Trotzdem gibt es ein paar Gesichtspunkte, die man positiv hervorheben sollte:

  • ‚Nachhaltig‘ ist ein Begriff, der im deutschen Sprachgebrauch das Denken und Handeln auf Dauerhaftigkeit oder auf eine langfristige Perspektive verpflichtet.
  • ‚Nachhaltigkeit‘ ist eine Übersetzung des englischen Begriffs „Sustainability“, also die Fähigkeit etwas auszuhalten, zu ertragen, zu widerstehen und zu erhalten. Nachhaltig steht im deutschen Sprachgebrauch für ‚tiefgreifend‘ und ‚lange nachwirkend‘. Man versteht, was intendiert sein soll, aber die Begriffe lassen mehr offen als sie schließen.
  • Einige erkennen darin einen Gedanken „von Beschränkungen, die der Stand der Technologie und der sozialen Organisation auf die Fähigkeit der Umwelt ausübt, gegenwärtige und zukünftige Bedürfnisse zu befriedigen“. Diese etwas um die Ecke ausgedrückte Beschränkung ist mir aus der Nachhaltigkeitsdefinition nicht so recht nachvollziehbar.

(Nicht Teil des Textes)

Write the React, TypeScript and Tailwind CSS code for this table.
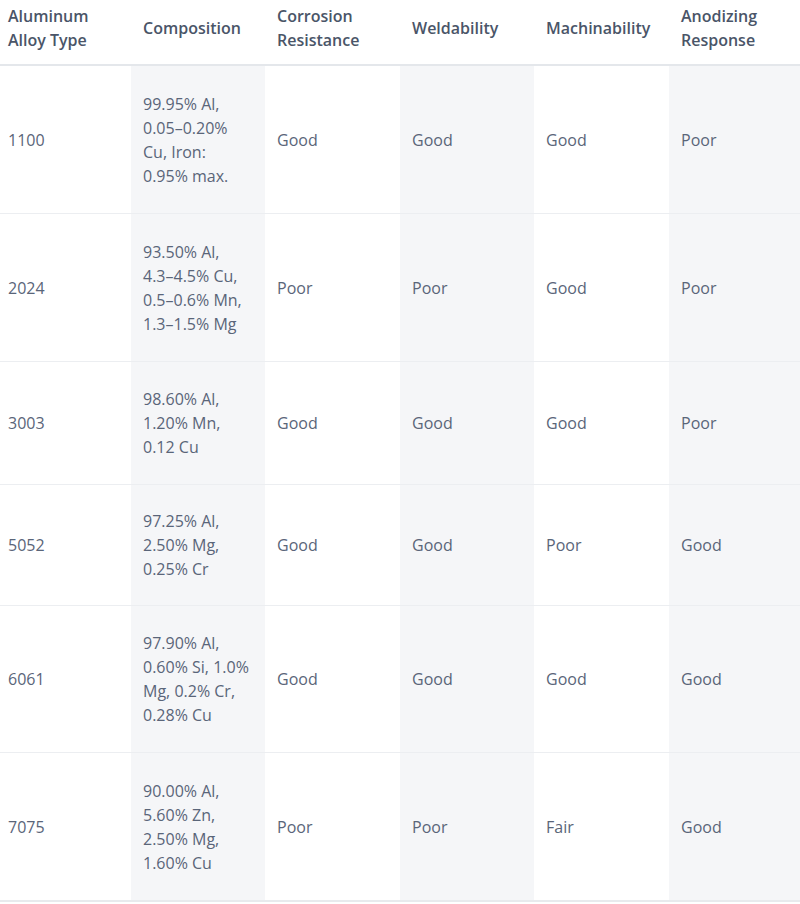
import React from 'react';

const rows = [
  { type: '1100', comp: ['99.95% Al,', '0.05–0.20%', 'Cu, Iron:', '0.95% max.'], corr: 'Good', weld: 'Good', mach: 'Good', anod: 'Poor', pad: 'pt-[26px] pb-[25px]' },
  { type: '2024', comp: ['93.50% Al,', '4.3–4.5% Cu,', '0.5–0.6% Mn,', '1.3–1.5% Mg'], corr: 'Poor', weld: 'Poor', mach: 'Good', anod: 'Poor', pad: 'pt-[26px] pb-[25px]' },
  { type: '3003', comp: ['98.60% Al,', '1.20% Mn,', '0.12 Cu'], corr: 'Good', weld: 'Good', mach: 'Good', anod: 'Poor', pad: 'pt-[25px] pb-[25px]' },
  { type: '5052', comp: ['97.25% Al,', '2.50% Mg,', '0.25% Cr'], corr: 'Good', weld: 'Good', mach: 'Poor', anod: 'Good', pad: 'pt-[24px] pb-[24px]' },
  { type: '6061', comp: ['97.90% Al,', '0.60% Si, 1.0%', 'Mg, 0.2% Cr,', '0.28% Cu'], corr: 'Good', weld: 'Good', mach: 'Good', anod: 'Good', pad: 'pt-[25px] pb-[25px]' },
  { type: '7075', comp: ['90.00% Al,', '5.60% Zn,', '2.50% Mg,', '1.60% Cu'], corr: 'Poor', weld: 'Poor', mach: 'Fair', anod: 'Good', pad: 'pt-[26px] pb-[25px]' },
];

const headers = [
  'Aluminum Alloy Type',
  'Composition',
  'Corrosion Resistance',
  'Weldability',
  'Machinability',
  'Anodizing Response',
];

const App: React.FC = () => {
  return (
    <div className="w-[800px] bg-white" style={{ fontFamily: '"Open Sans", "Liberation Sans", sans-serif' }}>
      <table className="w-full table-fixed border-collapse text-[16px] leading-[24px]">
        <colgroup>
          <col className="w-[131px]" />
          <col className="w-[134px]" />
          <col className="w-[135px]" />
          <col className="w-[134px]" />
          <col className="w-[135px]" />
          <col className="w-[131px]" />
        </colgroup>
        <thead>
          <tr className="border-b-2 border-[#e4e7eb]">
            {headers.map((h, i) => (
              <th
                key={h}
                className={`pt-[4px] pb-[12px] pr-3 text-left align-middle font-semibold text-[#4a5568] ${i === 0 ? 'pl-2' : 'pl-3'}`}
              >
                {h}
              </th>
            ))}
          </tr>
        </thead>
        <tbody className="text-[#5a6579]">
          {rows.map((r, idx) => (
            <tr key={r.type} className={idx === rows.length - 1 ? 'border-b-2 border-[#e8eaed]' : 'border-b border-[#eceef1]'}>
              <td className={`${r.pad} pl-2 pr-3 align-middle`}>{r.type}</td>
              <td className={`${r.pad} px-3 align-middle bg-[#f5f6f8] whitespace-nowrap`}>
                {r.comp.map((line, i) => (
                  <React.Fragment key={i}>
                    {line}
                    {i < r.comp.length - 1 && <br />}
                  </React.Fragment>
                ))}
              </td>
              <td className={`${r.pad} px-3 align-middle`}>{r.corr}</td>
              <td className={`${r.pad} px-3 align-middle bg-[#f5f6f8]`}>{r.weld}</td>
              <td className={`${r.pad} px-3 align-middle`}>{r.mach}</td>
              <td className={`${r.pad} px-3 align-middle bg-[#f5f6f8]`}>{r.anod}</td>
            </tr>
          ))}
        </tbody>
      </table>
    </div>
  );
};

export default App;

Es geht nur um eine Definition, aber eine schwache Definition führt dazu, dass z.B. viele Unternehmen behaupten können, nachhaltig zu sein, wenn man aber bei näherer Betrachtung feststellen muss, dass diese Behauptung unter den Begriff des Unfugs (auch ‚Bullshit‘ genannt) eingereiht werden muss. Unfug ist aber i.d.R. nicht justiziabel. Und es gibt immer ein paar Kunden, die die Unsinnigkeit mancher diesbezüglichen Unternehmensaussagen offensichtlich nicht erkennen (wollen).

Im Rahmen meiner Suche nach einer etwas festeren Definition musste ich feststellen, dass es viele Engagierte gibt, denen es wie mir geht. Sie fragen sich: Ist mit der Definition etwas gewonnen, das über die Akzeptanz der Langfristigkeit einerseits und andererseits der Anerkennung von Bedürfnissen künftiger Generationen hinausgeht?

Konkreter wird Herman E. Daly, wenn er Nachhaltigkeit nicht nur an der langfristigen Perspektive und den Bedürfnissen der Menschen festmacht, sondern Nachhaltigkeit aus der Sicht der Ökologie klar und eindeutig wie folgt definiert:

  • „Das Niveau der Abbaurate erneuerbarer Ressourcen darf ihre Regenerationsrate nicht übersteigen.
  • Das Niveau der Emissionen darf nicht höher liegen als die Assimilationskapazität.
  • Der Verbrauch nicht regenerierbarer Ressourcen muss durch eine entsprechende Erhöhung des Bestandes an regenerierbaren Ressourcen kompensiert werden.“ (Hardtke/Prehn 2001, S.58)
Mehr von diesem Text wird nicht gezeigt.